In an effort to battle money laundering and other financial crimes, the UK will suspend its Tier 1 “Golden Visa” as of December 7th until it puts in place more stringent rules and requirements in 2019.
As reported by The Guardian, these new requirements will call for “applicants to provide comprehensive audits of their financial and business interests, and show they have had control of the £2m of investment funds required to obtain the tier 1 visa for at least two years.”
Additionally, people interested in this visa scheme “will no longer be able to invest in government bonds as part of the reforms, and must invest in active and trading UK companies.”
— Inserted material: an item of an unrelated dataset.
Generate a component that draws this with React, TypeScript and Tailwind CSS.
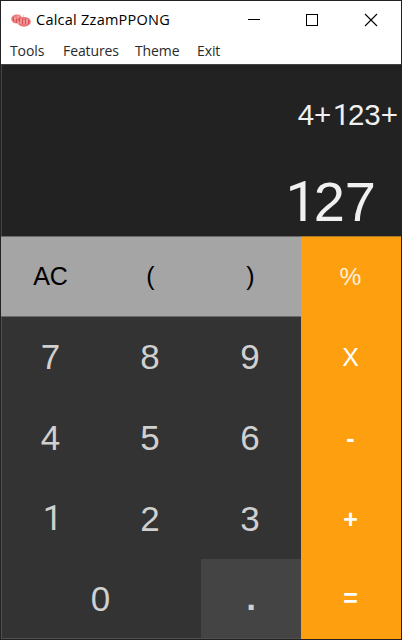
import { useState } from 'react'

const MENU = [
  { label: 'Tools', cls: 'w-[53px]' },
  { label: 'Features', cls: 'w-[72px]' },
  { label: 'Theme', cls: 'w-[62px]' },
  { label: 'Exit', cls: '' },
]

const DIGITS = ['7', '8', '9', '4', '5', '6', '1', '2', '3']

const OPERATORS = [
  { label: '%', cls: 'h-[81px] text-[24.5px] text-[#fff0dc]' },
  { label: 'X', cls: 'h-[81px] text-[25px]' },
  { label: '-', cls: 'h-[81px] text-[25px] font-bold' },
  { label: '+', cls: 'h-[80px] text-[25px] font-bold' },
  { label: '=', cls: 'h-[80px] text-[25px] font-bold' },
]

// Roboto draws its 1 without a foot
function Digits({ text }: { text: string }) {
  return (
    <span>
      {text.split('').map((c, i) => (
        <span key={i} className={c === '1' ? "ml-[0.06em] font-['Roboto',sans-serif] tracking-[-0.06em]" : ''}>{c}</span>
      ))}
    </span>
  )
}

function Logo() {
  return (
    <svg width="20" height="15" viewBox="0 0 20 15" className="shrink-0">
      <ellipse cx="5.8" cy="6" rx="5.6" ry="4.6" fill="#ea8080" />
      <ellipse cx="13" cy="8.8" rx="6.8" ry="4.9" fill="#ea7678" />
      <path d="M2.5 4v4M5.5 6v4M8.5 5v4M11.5 6v5M14.5 6v5M17.5 7v4" stroke="#d94f55" strokeWidth="1.2" />
      <path d="M4 4v3M7 3v2M7 8v3M10 6v5M13 7v4M16 6v5" stroke="#f6c4c0" strokeWidth="0.9" />
      <path d="M5 1l1 1M9 1v2M13 2l-1 2" stroke="#f4b8b0" strokeWidth="1" />
    </svg>
  )
}

function TitleBar() {
  return (
    <div className="flex h-[38px] items-center bg-white pl-[10px] text-black">
      <Logo />
      <span className="ml-[5px] w-[140px] whitespace-nowrap font-['Open_Sans',sans-serif] text-[14.5px] leading-5 tracking-[0.25px]">Calcal ZzamPPONG</span>
      <svg width="130" height="14" viewBox="0 0 130 14" className="ml-[72px] shrink-0" fill="none" stroke="#000" strokeWidth="1" shapeRendering="crispEdges">
        <path d="M0 6.5h12" />
        <path d="M58.5 1.5h11v11h-11z" />
        <path d="M117 1l12 12M129 1l-12 12" shapeRendering="auto" strokeWidth="1.1" />
      </svg>
    </div>
  )
}

export default function App() {
  const [expression] = useState('4+123+')
  const [result] = useState('127')

  return (
    <div className="flex h-[640px] w-[402px] flex-col border border-[#242124] bg-[#333333] font-['Liberation_Sans',Arial,sans-serif]">
      <TitleBar />
      <nav className="flex h-[25px] items-start bg-white pl-[9px] font-['Open_Sans',sans-serif] text-[14px] leading-[23px] tracking-[-0.1px] text-[#2a2a2a]">
        {MENU.map(m => (
          <span key={m.label} className={m.cls}>{m.label}</span>
        ))}
      </nav>

      {/* Display */}
      <div className="flex h-[172px] flex-col items-end border-l border-t border-[#444] bg-[#222222] text-[#f0f0f0]">
        <div className="mr-[3px] mt-[33px] text-[29.5px] leading-[34px]"><Digits text={expression} /></div>
        <div className="mr-[25px] mt-[38px] text-[56px] leading-[64px]"><Digits text={result} /></div>
      </div>

      {/* Keypad */}
      <div className="flex h-[403px]">
        <div className="w-[300px]">
          <div className="grid h-[81px] grid-cols-3 border-y border-[#6b6b6b] bg-[#a5a5a5] text-[25px] text-black">
            {['AC', '(', ')'].map(k => (
              <button key={k} className="flex items-center justify-center pr-px">{k}</button>
            ))}
          </div>
          <div className="grid h-[322px] grid-cols-[99px_100px_100px] grid-rows-[81px_81px_80px_79px] border-b border-l border-[#505050] text-[35px] text-[#d0d0d0]">
            {DIGITS.map(k => (
              <button key={k} className="flex items-center justify-center pr-[2px]"><Digits text={k} /></button>
            ))}
            <button className="col-span-2 flex items-center justify-center pr-[2px] pt-[2px]">0</button>
            <button className="flex items-center justify-center bg-[#444444] font-bold">.</button>
          </div>
        </div>
        <div className="flex w-[100px] flex-col border-t border-[#a8782c] bg-[#fe9f10] text-white">
          {OPERATORS.map(op => (
            <button key={op.label} className={`flex items-center justify-center pr-px ${op.cls}`}>{op.label}</button>
          ))}
        </div>
      </div>
    </div>
  )
}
In 2018 alone, close to one thousand individuals benefited from the UK’s golden visa.
Furthermore, according to The Guardian, “more than 400 very wealthy overseas investors applied for tier 1 investor visas in the year to 31 March, a 46% increase on the number of applicants in the previous 12 months.”
This visa has been particularly popular with wealthy Russian, Chinese and UAE nationals and has added close to 500 million Euros to the country’s coffers according to Transparency International.
The UK’s Minister of Immigration, Caroline Nokes, said, “The UK will always be open to legitimate and genuine investors who are committed to helping our economy and businesses grow. However, I have been clear that we will not tolerate people who do not play by the rules and seek to abuse the system.”
“That is why I am bringing forward these new measures which will make sure that only genuine investors, who intend to support UK businesses, can benefit from our immigration system,” she added.
This move stems from growing tensions between the UK and Russia following the attempted assassination of Russian double agent Sergei Skripal and his daughter in the UK and Primer Minister Theresa May’s expulsion of dozens of alleged Russian spies in the country.
Criticism Abounds Towards the UK’s Tier 1 Golden Visa
As explained by the New York Times, back in 2014, the UK government’s Migration Advisory Committee heavily criticized the visa scheme, suggesting that it “brought limited economic benefits because most of the investors had bought fixed-interest loan securities known as gilts, meaning that they were effectively loaning the government money instead of investing in the country.”
Additionally, anti-corruption activists and NGOs opposed the golden visa as it has the potential of bringing into the country illicitly gained money.
In a statement following the suspension’s announcement, Duncan Hames, Transparency International’s Director of Policy, said, “Property and other high-end sectors are increasingly accused of allowing dirty money into the UK but it's astonishing to think that the UK's own visa scheme can be used to launder corrupt money into the UK. Once obtained 'Golden' visas can also open the door to channel much larger sums of stolen cash into our financial system.”
“Any individuals found by this review to have brought suspicious money into the UK should be subject to police investigation into the provenance of all their UK assets,” he added.
Furthermore, Ava Lee, Anti-Corruption Campaigner at Global Witness, views this suspension as a “step forward in preventing the corruption risks inherent in these schemes,” but believes that “until the rest of the Commonwealth follows suit, visa-free access to the UK is still very much for sale to anyone with a lot of cash to spare.”
However, industry experts believe the Tier 1 Golden Visa is a good and legitimate option for individuals looking to invest in the UK.
As reported by the Financial Times, Nicolas Rollason, who leads the immigration team at Kingsley Napley, showed his support for this visa scheme as a “good route for legitimate investors.”
“Any improvements to scheme which prevent those seeking to bring in ill-gotten gains is welcome, as it will hopefully restore credibility to the visa category and show that the UK remains open to these families,” he added.